An important aspect of the procurement problem was that there was no structured process for recording where supplies were sent after being received at the loading dock. And because there were no purchase orders, there could be no “three-way match” between shipment packing lists, invoices, and what was authorized to be purchased. “They literally just paid whatever the invoice said without knowing if a different price had been negotiated, which left them vulnerable to dishonesty by vendors,” says Tourney.
These issues were cured by putting the plasma collection division on SAP — which was not accomplished until mid-2008 — and creating new documentation procedures. Then ACL was ready to begin monitoring the receiving process. The technology also detects purchases for which there are no purchase orders and tracks the reasons given for not using one. As a result, the number of purchases without purchase orders has dropped from 80% to 40% of the total.

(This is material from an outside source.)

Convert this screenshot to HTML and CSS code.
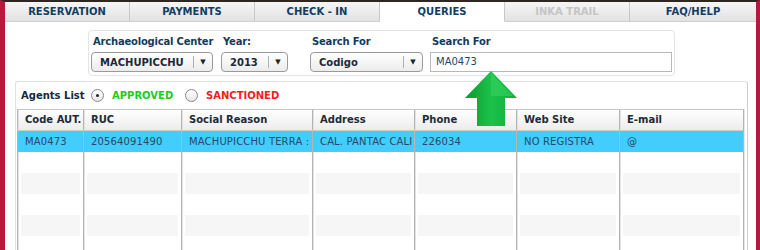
FILE: index.html
```html
<!DOCTYPE html>
<html>
<head>
<meta charset="utf-8">
<link rel="stylesheet" href="styles.css">
</head>
<body>
<div class="frame">
  <div class="tabs">
    <div class="tab">RESERVATION</div>
    <div class="tab">PAYMENTS</div>
    <div class="tab">CHECK - IN</div>
    <div class="tab active">QUERIES</div>
    <div class="tab disabled">INKA TRAIL</div>
    <div class="tab">FAQ/HELP</div>
  </div>
  <div class="content">
    <div class="filters">
      <div class="field f1">
        <div class="label">Archaeological Center</div>
        <div class="select w1"><span class="val">MACHUPICCHU</span><span class="btn">&#9660;</span></div>
      </div>
      <div class="field f2">
        <div class="label">Year:</div>
        <div class="select w2"><span class="val">2013</span><span class="btn">&#9660;</span></div>
      </div>
      <div class="field f3">
        <div class="label">Search For</div>
        <div class="select w3"><span class="val">Codigo</span><span class="btn">&#9660;</span></div>
      </div>
      <div class="field f4">
        <div class="label">Search For</div>
        <div class="input">MA0473</div>
      </div>
    </div>
    <div class="agents">
      <div class="agents-head">
        <span class="title">Agents List</span>
        <span class="radio checked"></span><span class="opt green">APPROVED</span>
        <span class="radio"></span><span class="opt red">SANCTIONED</span>
      </div>
      <div class="grid">
        <div class="row head">
          <div class="c">Code AUT.</div><div class="c">RUC</div><div class="c">Social Reason</div><div class="c">Address</div><div class="c">Phone</div><div class="c">Web Site</div><div class="c">E-mail</div>
        </div>
        <div class="row sel">
          <div class="c">MA0473</div><div class="c">20564091490</div><div class="c">MACHUPICCHU TERRA :</div><div class="c">CAL. PANTAC CALI</div><div class="c">226034</div><div class="c">NO REGISTRA</div><div class="c">@</div>
        </div>
        <div class="row"><div class="c">&nbsp;</div><div class="c">&nbsp;</div><div class="c">&nbsp;</div><div class="c">&nbsp;</div><div class="c">&nbsp;</div><div class="c">&nbsp;</div><div class="c">&nbsp;</div></div>
        <div class="row alt"><div class="c">&nbsp;</div><div class="c">&nbsp;</div><div class="c">&nbsp;</div><div class="c">&nbsp;</div><div class="c">&nbsp;</div><div class="c">&nbsp;</div><div class="c">&nbsp;</div></div>
        <div class="row"><div class="c">&nbsp;</div><div class="c">&nbsp;</div><div class="c">&nbsp;</div><div class="c">&nbsp;</div><div class="c">&nbsp;</div><div class="c">&nbsp;</div><div class="c">&nbsp;</div></div>
        <div class="row alt"><div class="c">&nbsp;</div><div class="c">&nbsp;</div><div class="c">&nbsp;</div><div class="c">&nbsp;</div><div class="c">&nbsp;</div><div class="c">&nbsp;</div><div class="c">&nbsp;</div></div>
        <div class="row"><div class="c">&nbsp;</div><div class="c">&nbsp;</div><div class="c">&nbsp;</div><div class="c">&nbsp;</div><div class="c">&nbsp;</div><div class="c">&nbsp;</div><div class="c">&nbsp;</div></div>
      </div>
    </div>
    <svg class="arrow" width="54" height="56" viewBox="0 0 54 56">
      <defs>
        <linearGradient id="g" x1="0" y1="0" x2="1" y2="0">
          <stop offset="0" stop-color="#0a9a2e"/>
          <stop offset="0.5" stop-color="#1cc24a"/>
          <stop offset="1" stop-color="#0fae3a"/>
        </linearGradient>
      </defs>
      <polygon points="26,0 52,27 40,27 40,55 12,55 12,27 0,27" fill="url(#g)"/>
      <polygon points="26,2 48,25 26,25" fill="#3ad866" opacity="0.5"/>
    </svg>
  </div>
</div>
</body>
</html>
```
FILE: styles.css
```css
html, body {
  margin: 0;
  padding: 0;
  background: #fff;
}
.frame {
  width: 760px;
  height: 250px;
  box-sizing: border-box;
  border-left: 5px solid #b9173b;
  border-right: 4px solid #b9173b;
  border-top: 2px solid #2e2620;
  overflow: hidden;
  font-family: "DejaVu Sans", Verdana, sans-serif;
  position: relative;
}
.tabs {
  display: flex;
  height: 19px;
  border-bottom: 1px solid #cfcfcf;
}
.tab {
  width: 125px;
  box-sizing: border-box;
  text-align: center;
  font-size: 10px;
  font-weight: bold;
  color: #123d63;
  line-height: 19px;
  background: linear-gradient(#f6f6f6, #e2e2e2);
  border-right: 1px solid #c8c8c8;
}
.tab.active {
  background: #fff;
  border-bottom: 1px solid #fff;
  height: 20px;
}
.tab.disabled {
  color: #c4c4c4;
}
.tab:last-child {
  border-right: none;
  width: 126px;
}
.content {
  position: relative;
  padding-top: 8px;
}
.filters {
  margin: 0 0 0 83px;
  width: 587px;
  height: 46px;
  box-sizing: border-box;
  border: 1px solid #e4e4e4;
  border-radius: 4px;
  display: flex;
  padding: 5px 0 0 2px;
}
.field {
  display: flex;
  flex-direction: column;
}
.f1 { width: 130px; }
.f2 { width: 89px; }
.f3 { width: 120px; }
.label {
  font-size: 10px;
  font-weight: bold;
  color: #143a5c;
  padding-left: 2px;
  height: 16px;
  line-height: 12px;
  white-space: nowrap;
  letter-spacing: -0.2px;
}
.select {
  height: 20px;
  box-sizing: border-box;
  border: 1px solid #9a9a9a;
  border-radius: 4px;
  background: linear-gradient(#ffffff, #ececec);
  display: flex;
  align-items: center;
  font-size: 10px;
  font-weight: bold;
  color: #1c2a38;
}
.w1 { width: 122px; }
.w2 { width: 67px; }
.w3 { width: 113px; }
.val {
  flex: 1;
  padding-left: 8px;
}
.btn {
  width: 18px;
  border-left: 1px solid #b0b0b0;
  height: 12px;
  line-height: 12px;
  text-align: center;
  font-size: 7px;
  color: #222;
}
.input {
  width: 242px;
  height: 20px;
  box-sizing: border-box;
  border: 1px solid #b8b8b8;
  font-size: 10px;
  color: #1a4a70;
  padding-left: 5px;
  line-height: 18px;
}
.agents {
  margin: 5px 0 0 10px;
  width: 733px;
  height: 200px;
  box-sizing: border-box;
  border: 1px solid #e2e2e2;
  border-right: 1px solid #cfcfcf;
  border-radius: 3px;
  padding: 0 2px 0 1px;
}
.agents-head {
  height: 27px;
  display: flex;
  align-items: center;
  font-size: 10px;
  font-weight: bold;
}
.title {
  color: #142a40;
  padding-left: 4px;
  width: 70px;
}
.radio {
  width: 11px;
  height: 11px;
  border: 1px solid #8a8a8a;
  border-radius: 50%;
  background: linear-gradient(#fff, #e6e6e6);
  position: relative;
  margin-right: 8px;
}
.radio.checked::after {
  content: "";
  position: absolute;
  left: 4px;
  top: 4px;
  width: 3px;
  height: 3px;
  border-radius: 50%;
  background: #222;
}
.opt.green { color: #1ecb1e; width: 73px; }
.opt.red { color: #f01d1d; }
.grid {
  width: 727px;
  height: 170px;
  box-sizing: border-box;
  border-top: 1px solid #c4c4c4;
  border-right: 1px solid #b4b4b4;
  box-shadow: 1px 0 0 #e6e6e6;
  background-image:
    linear-gradient(#b4b4b4, #b4b4b4),
    linear-gradient(#b4b4b4, #b4b4b4),
    linear-gradient(#b4b4b4, #b4b4b4),
    linear-gradient(#b4b4b4, #b4b4b4),
    linear-gradient(#b4b4b4, #b4b4b4),
    linear-gradient(#b4b4b4, #b4b4b4),
    linear-gradient(#b4b4b4, #b4b4b4);
  background-size: 1px 100%;
  background-repeat: no-repeat;
  background-position: 0 0, 66px 0, 164px 0, 295px 0, 397px 0, 499px 0, 602px 0;
}
.row {
  display: grid;
  grid-template-columns: 66px 98px 131px 102px 102px 103px 1fr;
  height: 21px;
}
.c {
  border-left: 1px solid #b4b4b4;
  box-shadow: inset 1px 0 0 #e2e2e2;
  font-size: 10px;
  line-height: 21px;
  padding-left: 7px;
  white-space: nowrap;
  overflow: hidden;
  color: #2a4868;
  letter-spacing: 0.15px;
}
.row.head {
  height: 20px;
  border-bottom: 1px solid #cdcdcd;
  background: linear-gradient(#ffffff, #ececec);
}
.row.head .c {
  line-height: 20px;
  font-weight: bold;
  color: #1d2b38;
  letter-spacing: 0;
}
.row.sel {
  background: #42cdfc;
}
.row.sel .c {
  box-shadow: none;
}
.row.alt .c {
  background: linear-gradient(90deg, transparent 0, transparent 3px, #f6f6f6 3px, #f6f6f6 calc(100% - 3px), transparent calc(100% - 3px));
}
.arrow {
  position: absolute;
  left: 460px;
  top: 49px;
}
```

Controls addressing the risk of fraud pertaining to the cash distributed to donors required a different approach. Talecris implemented procedures whereby third parties deposit cash into ATMs at the collection centers that dispense cash to donors. Thus, the employees never touch the cash. Then the company installed a donor-management system that allows headquarters to track incoming donors and allows the CCM system to monitor cash controls.
Taken together, the results of Talecris’s implementation of continuous controls monitoring were impressive, according to the Rutgers case study. “Talecris has seen enormous benefits as a result of this project,” the report said.